In this case, it may be best to decide on a system that allows them to attach their digital signature automatically. With a signature workflow process, documents are sent for signatures automatically. [2]

If your company does not currently utilize that type of system, you may need to suggest it to your supervisor.

Implementing digital signature workflow automation software will help to protect your business, make it more professional in the way it handles electronic documents and instill a greater level of confidence in clients who expect that emails will be signed.

You’ll need to say all of that to your supervisor to encourage them to upgrade to that process.

You can say:

“Ms. Browne, I realize that you keep forgetting to sign emails because you’re so busy. I think some type of automation software would solve the problem.”

“Mr. Nash, if we use software to automate the process of signing emails, it would make life easier for you.”

“Mr. Gibraltar, unsigned emails are causing confusion among our clients. If we automate the process we would improve communication.”

Ask At A Convenient Time

Some people say that timing is everything. If you work in a fast-paced industry, it may be difficult to find a time when your supervisor seems to be free to sign documents.

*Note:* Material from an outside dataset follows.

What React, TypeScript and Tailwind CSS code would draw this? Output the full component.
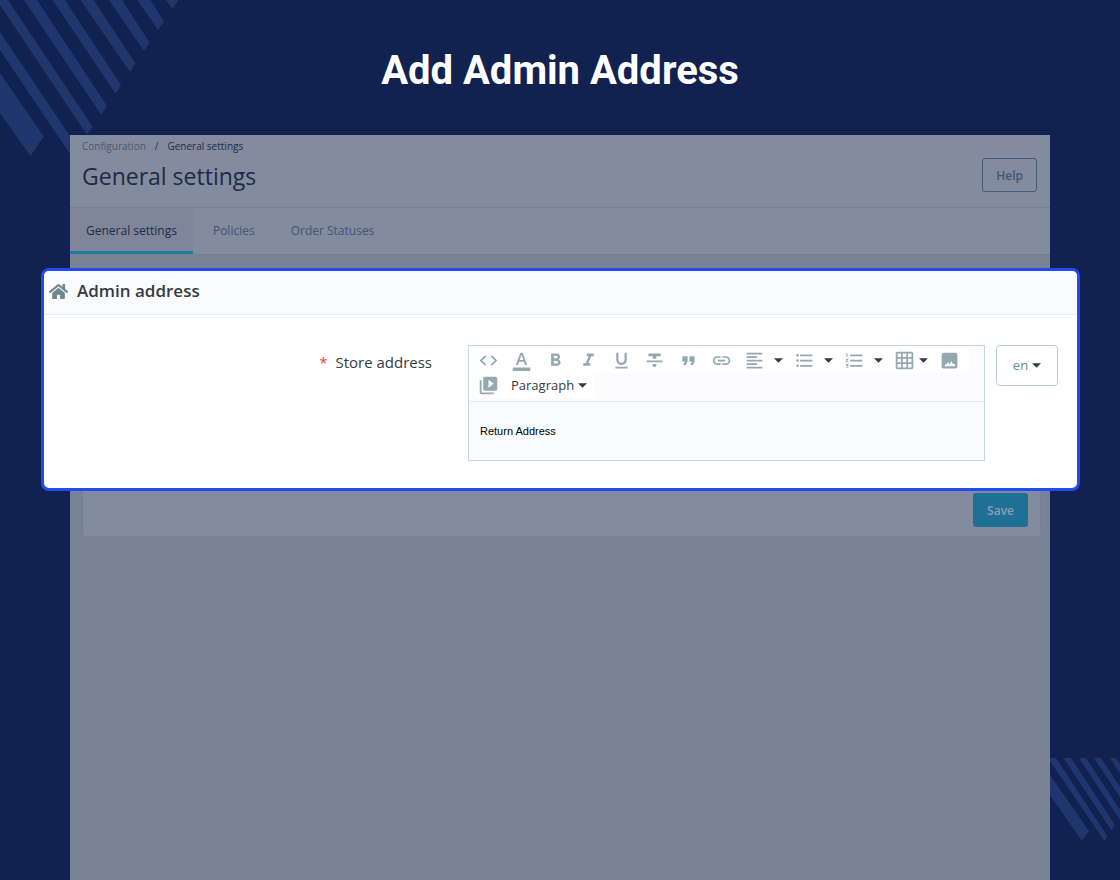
import type { ReactNode } from "react";
import { FaHome } from "react-icons/fa";
import {
  MdCode,
  MdFormatAlignLeft,
  MdFormatBold,
  MdFormatColorText,
  MdFormatItalic,
  MdFormatListBulleted,
  MdFormatListNumbered,
  MdFormatQuote,
  MdFormatStrikethrough,
  MdFormatUnderlined,
  MdGridOn,
  MdLink,
  MdVideoLibrary,
} from "react-icons/md";

function Caret() {
  return (
    <svg viewBox="0 0 10 5" className="h-[5px] w-[9px] shrink-0 fill-[#363a41]" aria-hidden="true">
      <path d="M0 0h10L5 5z" />
    </svg>
  );
}

function PhotoIcon() {
  return (
    <svg viewBox="0 0 24 24" className="size-[21px] fill-current" fillRule="evenodd" aria-hidden="true">
      <path d="M5 3h14a2 2 0 0 1 2 2v14a2 2 0 0 1-2 2H5a2 2 0 0 1-2-2V5a2 2 0 0 1 2-2zM6 18.7H19L17 15.5L16 16.3L14.3 12.7L12.2 16.3L10.3 13.8L8.5 16.5L7.8 16z" />
    </svg>
  );
}

function Tool({ label, children }: { label: string; children: ReactNode }) {
  return (
    <button type="button" aria-label={label} className="flex h-[25px] shrink-0 items-center">
      {children}
    </button>
  );
}

function MenuTool({ label, tight = false, children }: { label: string; tight?: boolean; children: ReactNode }) {
  return (
    <button
      type="button"
      aria-label={label}
      className={
        tight
          ? "flex h-[25px] shrink-0 items-center gap-1 pl-1.5"
          : "flex h-[25px] w-[50px] shrink-0 items-center gap-[9px] pl-1.5"
      }
    >
      {children}
      <Caret />
    </button>
  );
}

function TopStripes() {
  return (
    <svg width="180" height="160" viewBox="0 0 180 160" className="absolute top-0 left-0 fill-[#20366f]" aria-hidden="true">
      <path d="M0 73L43.7 136.5L30.5 156L0 113z" />
      <path d="M0 32L78 148L72 157L0 50z" />
      <path d="M0 0H8L92.5 126.5L87 135L0 5z" />
      <path d="M24 0H37L107 106L101 114.5z" />
      <path d="M52.5 0H65L121 85L115.5 93.5z" />
      <path d="M80.5 0H93.5L135.3 63L130 72z" />
      <path d="M109 0H122L149.5 42.5L144 51z" />
      <path d="M137.5 0H150.5L164 21.5L158 30z" />
      <path d="M166 0H178.5L172.5 9z" />
    </svg>
  );
}

function BottomStripes() {
  return (
    <svg width="70" height="84" viewBox="0 0 70 84" className="absolute right-0 bottom-[38px] fill-[#20366f]" aria-hidden="true">
      <path d="M0 17L39 73L32 83L0 37z" />
      <path d="M0 0H6L57.5 78.5L54.5 83L0 3z" />
      <path d="M13.5 0H21L65 67L61.5 72.5z" />
      <path d="M29 0H36L70 52V62z" />
      <path d="M44 0H51L70 29V39z" />
      <path d="M60 0H66L70 6V15z" />
    </svg>
  );
}

export default function App() {
  return (
    <main className="relative flex min-h-screen flex-col bg-[#112150] px-[70px] font-['Open_Sans',sans-serif]">
      <TopStripes />
      <BottomStripes />
      <h1 className="relative pt-[47px] pb-10 text-center font-['Roboto',sans-serif] text-[40px] leading-[48px] font-bold text-white">
        Add Admin Address
      </h1>

      <div className="relative flex flex-1 flex-col bg-[#7a8296]">
        <header className="border-b border-[#768094] bg-[#838b9f]">
          <div className="flex items-center justify-between pr-[13px] pl-3">
            <div className="h-[72px] pt-1">
              <nav aria-label="Breadcrumb" className="flex text-[10px] leading-[14px]">
                <a href="#configuration" className="text-[#4a5870]">Configuration</a>
                <span className="px-[9px] text-[#27334c]">/</span>
                <a href="#general" className="text-[#1c2a47]">General settings</a>
              </nav>
              <h2 className="pt-[7px] text-[23px] leading-8 text-[#1e2a44]">General settings</h2>
            </div>
            <button
              type="button"
              className="mt-2 h-[34px] rounded-[3px] border border-[#465c76] px-[13px] pt-px text-[12px] font-semibold text-[#415670]"
            >
              Help
            </button>
          </div>
        </header>
        <nav aria-label="Settings" className="flex h-[47px] border-b border-[#768094] bg-[#838b9f] text-[12px] text-[#415670]">
          <a href="#general" className="border-b-[3px] border-[#1f7da0] bg-[#7f869a] px-4 pt-3.5 leading-[18px] text-[#1c2a47]">
            General settings
          </a>
          <a href="#policies" className="px-5 pt-3.5 leading-[18px]">Policies</a>
          <a href="#statuses" className="px-4 pt-3.5 leading-[18px]">Order Statuses</a>
        </nav>

        <form className="pt-[13px]">
          <section className="-mr-[30px] -ml-[29px] overflow-hidden rounded-lg border-[3px] border-[#2149f5] bg-white">
            <h3 className="flex h-11 items-center gap-[9px] border-b border-[#e4ecef] bg-[#fafbfd] pb-[3px] pl-[5px] text-[17px] font-semibold text-[#363a41]">
              <FaHome className="size-[19px] text-[#6c868e]" aria-hidden="true" />
              Admin address
            </h3>
            <div className="flex items-start px-[19px] pt-[30px] pb-[27px]">
              <label htmlFor="store-address" className="flex-1 pt-[7px] pr-9 text-right text-[15px] leading-[20px] text-[#363a41]">
                <span className="pr-1 text-[#f44336]">*</span> Store address
              </label>
              <div className="w-[517px] border border-[#c7d6db] bg-[#fafbfc]">
                <div className="border-b border-[#e4ecef] bg-[#fcfcfe] text-[21px] text-[#95a7af]">
                  <div className="flex w-[500px] bg-white pt-0.5 pl-[9px]">
                    <div className="mr-1.5 flex w-[254px] justify-between">
                      <Tool label="Source code"><MdCode /></Tool>
                      <Tool label="Text color"><MdFormatColorText /></Tool>
                      <Tool label="Bold"><MdFormatBold /></Tool>
                      <Tool label="Italic"><MdFormatItalic /></Tool>
                      <Tool label="Underline"><MdFormatUnderlined /></Tool>
                      <Tool label="Strikethrough"><MdFormatStrikethrough /></Tool>
                      <Tool label="Blockquote"><MdFormatQuote /></Tool>
                      <Tool label="Insert link"><MdLink /></Tool>
                    </div>
                    <MenuTool label="Alignment"><MdFormatAlignLeft /></MenuTool>
                    <MenuTool label="Bullet list"><MdFormatListBulleted /></MenuTool>
                    <MenuTool label="Numbered list"><MdFormatListNumbered /></MenuTool>
                    <div className="flex gap-[11px]">
                      <MenuTool label="Table" tight><MdGridOn /></MenuTool>
                      <Tool label="Insert image"><PhotoIcon /></Tool>
                    </div>
                  </div>
                  <div className="mb-[3px] flex w-[126px] gap-3 bg-white pl-[9px]">
                    <Tool label="Insert video"><MdVideoLibrary /></Tool>
                    <button type="button" className="flex h-[25px] items-center gap-1 text-[13px] text-[#363a41]">
                      Paragraph
                      <Caret />
                    </button>
                  </div>
                </div>
                <textarea
                  id="store-address"
                  rows={1}
                  defaultValue="Return Address"
                  className="block h-[58px] w-full resize-none px-[11px] pt-[21px] font-['Liberation_Sans',sans-serif] text-[11px] leading-4 text-black outline-none"
                />
              </div>
              <button
                type="button"
                className="ml-[11px] flex h-[41px] w-[62px] items-center justify-center gap-1 rounded-[4px] border border-[#bbcdd2] text-[13px] font-medium text-[#6c868e]"
              >
                en
                <Caret />
              </button>
            </div>
          </section>
          <div className="mr-[9px] ml-3 flex h-[46px] justify-end rounded-b-[4px] border border-t-0 border-[#768094] bg-[#838b9f] pt-0.5 pr-3">
            <button type="submit" className="h-[34px] rounded-[3px] bg-[#1f7095] px-3.5 pt-px text-[12px] font-semibold text-[#8f9db1]">
              Save
            </button>
          </div>
        </form>
      </div>
    </main>
  );
}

However, there may be moments that are less stressful or confusing than others.

Find one of these moments and remind your supervisor that they need to sign the emails.

You’re more likely to receive a positive response and the type of action that you want at these times, than others.

Say it With A Smile

If you frequently have to be asking your boss to sign emails, let them associate that act with something positive. Whenever you enter your office, ensure that your face looks pleasant.

Even if you’re upset about having to remind them frequently, try not to let that show on your face. Your unpleasant mood could be catching and will just make their day and yours worse.

You could say:

“Hello Mr. Frank, I hope you’re having a good day. Please sign this email for me.”

“Hi, Ms. Jones. Could you sign this for me please?”

“How are you doing Mrs. Gayle? I came by to remind you to sign this email.”

Take Your Supervisors’ Personality Into Account

You’re more likely to get the type of response that you want if you don’t use a one size fits all approach. That is, take the time to learn how your supervisor will respond to different types of phrasing and use that information to encourage them to sign.

If you have a supervisor who likes to follow rules, just remind them that it’s a rule for them to sign emails. If your supervisor is focused on customer service, tell them that customers feel more relaxed when emails with personalized offers are signed.

You can always identify what your supervisor will respond to and use that to guide your own actions.

Some people don’t like to be corrected in front of a crowd. If your supervisor is like that, don’t ask them to sign when other people are around. Wait until it’s just the two of you and quietly remind them then, without making a big deal of it.

If your supervisor likes attention, they might not mind if you mention that the email for an important client requires their signature, as the person in charge.

Be Equipped

Just as you would walk with a pen if your document required the signature to be written, ensure your supervisor has everything they need to simply put their electronic signature on.

Talk to the technical people about setting up the digital signature, if it hasn’t been done already.

Ensure that any security features that should be used are already in place.

You can say:

“Hi, Mrs. Greer. I went ahead and had your digital signature set up by the IT team, as we discussed. Could you sign this email?”

“Hi Ms. Browne, your digital signature was already set up. Please sign this email.”

“Hi, Mr. Greene. The team finished setting up your digital signature, along with the security features that you were asking about. Please sign these emails.”